Dataset extract
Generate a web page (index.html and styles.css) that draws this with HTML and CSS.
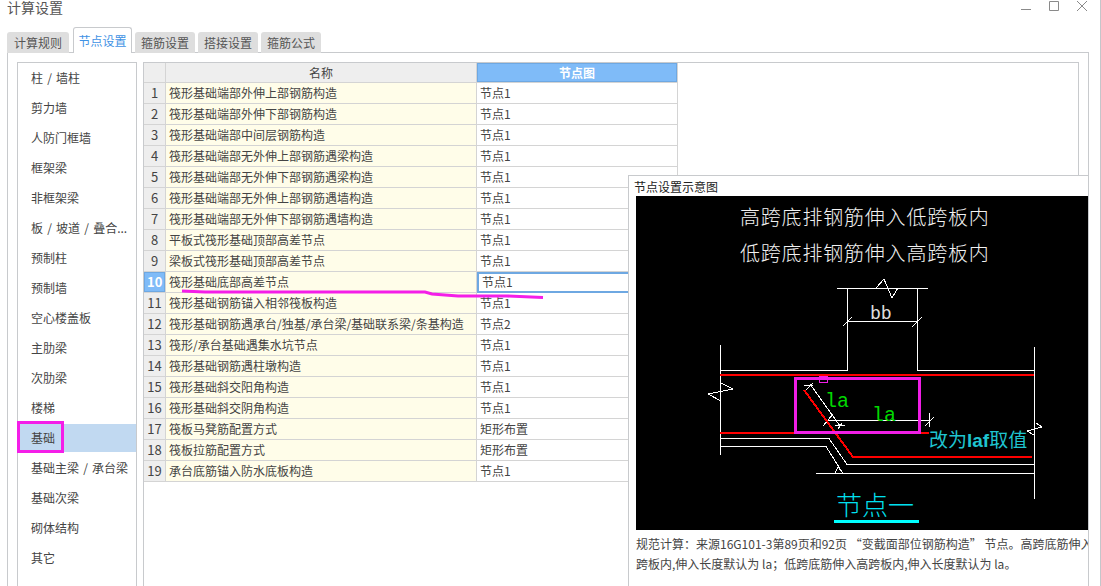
FILE: index.html
```html
<!doctype html>
<html lang="zh-CN">
  <head>
    <meta charset="UTF-8" />
    <meta name="viewport" content="width=device-width, initial-scale=1.0" />
    <title>计算设置</title>
    <link rel="stylesheet" href="styles.css">
  </head>

  <body>
    <div class="window">
      <div class="title-bar">
        <span class="title">计算设置</span>
        <div class="window-buttons">
          <svg width="12" height="12" viewBox="0 0 12 12"><path d="M1 9.5h10" /></svg>
          <svg width="12" height="12" viewBox="0 0 12 12"><path d="M1.5 1.5h9v9h-9z" /></svg>
          <svg width="12" height="12" viewBox="0 0 12 12"><path d="M1 1l10 10M11 1L1 11" /></svg>
        </div>
      </div>

      <div class="tabs">
        <div class="tab">计算规则</div>
        <div class="tab active">节点设置</div>
        <div class="tab">箍筋设置</div>
        <div class="tab">搭接设置</div>
        <div class="tab">箍筋公式</div>
      </div>

      <div class="panel">
        <ul class="side-list">
          <li>柱 / 墙柱</li>
          <li>剪力墙</li>
          <li>人防门框墙</li>
          <li>框架梁</li>
          <li>非框架梁</li>
          <li>板 / 坡道 / 叠合...</li>
          <li>预制柱</li>
          <li>预制墙</li>
          <li>空心楼盖板</li>
          <li>主肋梁</li>
          <li>次肋梁</li>
          <li>楼梯</li>
          <li class="selected">基础</li>
          <li>基础主梁 / 承台梁</li>
          <li>基础次梁</li>
          <li>砌体结构</li>
          <li>其它</li>
        </ul>

        <div class="grid-box">
          <table class="grid">
            <thead>
              <tr><th class="num"></th><th class="name">名称</th><th class="node">节点图</th></tr>
            </thead>
            <tbody>
              <tr><td class="num">1</td><td class="name">筏形基础端部外伸上部钢筋构造</td><td>节点1</td></tr>
              <tr><td class="num">2</td><td class="name">筏形基础端部外伸下部钢筋构造</td><td>节点1</td></tr>
              <tr><td class="num">3</td><td class="name">筏形基础端部中间层钢筋构造</td><td>节点1</td></tr>
              <tr><td class="num">4</td><td class="name">筏形基础端部无外伸上部钢筋遇梁构造</td><td>节点1</td></tr>
              <tr><td class="num">5</td><td class="name">筏形基础端部无外伸下部钢筋遇梁构造</td><td>节点1</td></tr>
              <tr><td class="num">6</td><td class="name">筏形基础端部无外伸上部钢筋遇墙构造</td><td>节点1</td></tr>
              <tr><td class="num">7</td><td class="name">筏形基础端部无外伸下部钢筋遇墙构造</td><td>节点1</td></tr>
              <tr><td class="num">8</td><td class="name">平板式筏形基础顶部高差节点</td><td>节点1</td></tr>
              <tr><td class="num">9</td><td class="name">梁板式筏形基础顶部高差节点</td><td>节点1</td></tr>
              <tr class="current"><td class="num">10</td><td class="name">筏形基础底部高差节点</td><td class="editing">节点1</td></tr>
              <tr><td class="num">11</td><td class="name">筏形基础钢筋锚入相邻筏板构造</td><td>节点1</td></tr>
              <tr><td class="num">12</td><td class="name">筏形基础钢筋遇承台/独基/承台梁/基础联系梁/条基构造</td><td>节点2</td></tr>
              <tr><td class="num">13</td><td class="name">筏形/承台基础遇集水坑节点</td><td>节点1</td></tr>
              <tr><td class="num">14</td><td class="name">筏形基础钢筋遇柱墩构造</td><td>节点1</td></tr>
              <tr><td class="num">15</td><td class="name">筏形基础斜交阳角构造</td><td>节点1</td></tr>
              <tr><td class="num">16</td><td class="name">筏形基础斜交阴角构造</td><td>节点1</td></tr>
              <tr><td class="num">17</td><td class="name">筏板马凳筋配置方式</td><td>矩形布置</td></tr>
              <tr><td class="num">18</td><td class="name">筏板拉筋配置方式</td><td>矩形布置</td></tr>
              <tr><td class="num">19</td><td class="name">承台底筋锚入防水底板构造</td><td>节点1</td></tr>
            </tbody>
          </table>
        </div>

        <div class="preview">
          <div class="preview-title">节点设置示意图</div>
          <svg class="drawing" width="452" height="334" viewBox="636 196 452 334">
            <text class="cad-title" x="740" y="225">高跨底排钢筋伸入低跨板内</text>
            <text class="cad-title" x="740" y="261">低跨底排钢筋伸入高跨板内</text>

            <g class="white-lines">
              <path d="M837 288.5H928M876 288L884 279L892 298L898 288" />
              <path d="M847.5 288V370.5H720.5M720.5 345V455M917.5 288V370.5H1034.5M1034.5 347V499" />
              <path d="M847 321.5H917M843 326L852 317M912 327L922 317" />
              <path d="M720 438.5H829L847 464.5H1034M720 446.5H826L843 473.5M816 473.5H1034M835 473L838 467L843 473" />
              <path d="M721 383L733 389L708 394L721 401M1036 423L1042 427L1027 431L1034 435" />
              <path d="M810 384L840 426M804 385H813M806 390L813 383M835 425H845M838 429L842 423" />
              <path d="M828 420.5H929M823 426L833 414M929.5 413V427M925 426L934 417" />
            </g>

            <g class="red-lines">
              <path d="M720 375H1034M720 433H929" />
              <path d="M804 390L853 457H1032" />
            </g>

            <text class="cad-small" x="870" y="319">bb</text>
            <text class="cad-green" x="825" y="407">la</text>
            <text class="cad-green" x="872" y="421">la</text>
            <text class="cad-note" x="929" y="447">改为<tspan class="cad-note-latin">laf</tspan>取值</text>
            <text class="cad-node" x="836" y="515">节点一</text>
            <rect class="cad-underline" x="834" y="520" width="85" height="3" />

            <rect class="mark" x="795.5" y="378.5" width="124" height="54" />
            <rect class="mark-thin" x="819.5" y="376.5" width="8" height="6" />
          </svg>
          <div class="preview-text">
            <div>规范计算：来源16G101-3第89页和92页 “变截面部位钢筋构造” 节点。高跨底筋伸入低</div>
            <div>跨板内,伸入长度默认为 la；低跨底筋伸入高跨板内,伸入长度默认为 la。</div>
          </div>
        </div>
      </div>
    </div>

    <!-- hand drawn marks on top of the window -->
    <svg class="marks" width="1101" height="586" viewBox="0 0 1101 586">
      <rect x="18.5" y="422.5" width="44" height="29" />
      <path d="M182 291L205 292H425L432 294L458 296H507L543 297.5" />
    </svg>
  </body>
</html>
```

FILE: styles.css
```css
/* General styles */
html,
body {
  margin: 0;
  padding: 0;
  height: 100%;
  overflow: hidden;
}

body {
  background: #ffffff;
  color: #444444;
  font-family: 'Noto Sans CJK SC', 'Liberation Sans', sans-serif;
  font-size: 12px;
}

.window {
  display: flex;
  flex-direction: column;
  height: 586px;
  box-sizing: border-box;
  padding-left: 7px;
  padding-right: 11px;
  border-right: 1px solid #c4c6ca;
}

.title-bar {
  display: flex;
  justify-content: space-between;
  height: 28px;
  flex-shrink: 0;
}

.title {
  font-size: 14px;
  line-height: 14px;
  color: #555555;
}

.window-buttons {
  display: flex;
  gap: 16px;
  margin-right: 1px;
}

.window-buttons svg {
  fill: none;
  stroke: #8a8a8a;
  stroke-width: 1;
}

/* Tabs */
.tabs {
  display: flex;
  align-items: flex-end;
  gap: 3px;
  height: 25px;
  flex-shrink: 0;
  margin-bottom: -1px;
  position: relative;
  z-index: 1;
}

.tab {
  width: 60px;
  height: 21px;
  line-height: 21px;
  text-align: center;
  background: #dedede;
  border-radius: 3px 3px 0 0;
  color: #555555;
}

.tab:first-child {
  width: 62px;
  margin-right: 1px;
}

.tab.active {
  width: 57px;
  height: 25px;
  line-height: 25px;
  background: #ffffff;
  border: 1px solid #c8cacd;
  border-bottom: none;
  color: #3f92e4;
}

/* Main panel */
.panel {
  display: flex;
  gap: 6px;
  flex: 1;
  min-height: 0;
  position: relative;
  overflow: hidden;
  box-sizing: border-box;
  border: 1px solid #c8cacd;
  border-bottom: none;
  padding: 9px 9px 0;
}

.side-list {
  width: 118px;
  flex-shrink: 0;
  margin: 0;
  padding: 0;
  list-style: none;
  border: 1px solid #c8cacd;
  border-bottom: none;
  word-spacing: 1.5px;
}

.side-list li {
  height: 30px;
  line-height: 30px;
  padding-left: 13px;
  white-space: nowrap;
}

.side-list li.selected {
  box-sizing: border-box;
  line-height: 28px;
  background: #c1d9f1;
  border-top: 1px solid #ffffff;
  border-bottom: 1px solid #ffffff;
}

/* Grid */
.grid-box {
  flex: 1;
  border: 1px solid #c8cacd;
  border-bottom: none;
}

.grid {
  width: 534px;
  table-layout: fixed;
  border-collapse: collapse;
}

.grid th,
.grid td {
  height: 20px;
  padding: 0 3px;
  box-sizing: content-box;
  border: 1px solid #d4d4d4;
  font-weight: normal;
  line-height: 20px;
  white-space: nowrap;
  overflow: hidden;
}

.grid th {
  background: #eeeeee;
  height: 19px;
  line-height: 19px;
  border-top: none;
}

.grid .num {
  width: 15px;
  background: #eeeeee;
  text-align: center;
  font-size: 13px;
  border-left: none;
}

.grid .name {
  width: 304px;
}

.grid td.name {
  background: #fffde9;
}

.grid th.node {
  background: #7fbbf8;
  box-shadow: inset 0 0 0 1px #6ea8e2;
  color: #ffffff;
  font-weight: bold;
}

.grid .current .num {
  background: #7fbbf8;
  box-shadow: inset 0 0 0 1px #6ea8e2;
  color: #ffffff;
  font-weight: bold;
}

.grid td.editing {
  padding-left: 5px;
  outline: 2px solid #6ea8e2;
  outline-offset: -2px;
}

/* Node preview */
.preview {
  position: absolute;
  left: 620px;
  top: 122px;
  width: 460px;
  height: 420px;
  box-sizing: border-box;
  background: #ffffff;
  border: 1px solid #c8cacd;
  border-right: none;
  overflow: hidden;
}

.preview-title {
  height: 20px;
  padding-left: 5px;
  line-height: 22px;
  color: #222222;
}

.drawing {
  display: block;
  margin-left: 7px;
  background: #000000;
}

.preview-text {
  margin: 4px 0 0 7px;
  line-height: 20px;
  white-space: nowrap;
  color: #444444;
}

.cad-title {
  fill: #f2f2f2;
  font-size: 20px;
  letter-spacing: 0.8px;
  font-weight: 300;
}

.white-lines path {
  fill: none;
  stroke: #ffffff;
  stroke-width: 1;
  shape-rendering: crispEdges;
}

.red-lines path {
  fill: none;
  stroke: #ff0000;
  stroke-width: 2;
  shape-rendering: crispEdges;
}

.cad-small {
  fill: #dddddd;
  font-family: 'DejaVu Sans Mono', monospace;
  font-size: 18px;
}

.cad-green {
  fill: #00d800;
  font-family: 'Liberation Mono', monospace;
  font-size: 20px;
}

.cad-note {
  fill: #1fc4d0;
  font-size: 19px;
}

.cad-note-latin {
  font-family: 'Liberation Sans', sans-serif;
  font-weight: bold;
}

.cad-node {
  fill: #00e0f0;
  font-size: 26px;
  font-weight: 300;
}

.cad-underline {
  fill: #00ffff;
}

.mark {
  fill: none;
  stroke: #f01ee6;
  stroke-width: 3;
}

.mark-thin {
  fill: none;
  stroke: #f01ee6;
  stroke-width: 1;
}

/* Hand drawn marks */
.marks {
  position: absolute;
  left: 0;
  top: 0;
  fill: none;
  stroke: #f41ee8;
  stroke-width: 3;
  pointer-events: none;
}
```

Set task
Find each line holding the string "styles" and copy it out.

Written solution
Generate a web page (index.html and styles.css) that draws this with HTML and CSS.
    <link rel="stylesheet" href="styles.css">
FILE: styles.css
/* General styles */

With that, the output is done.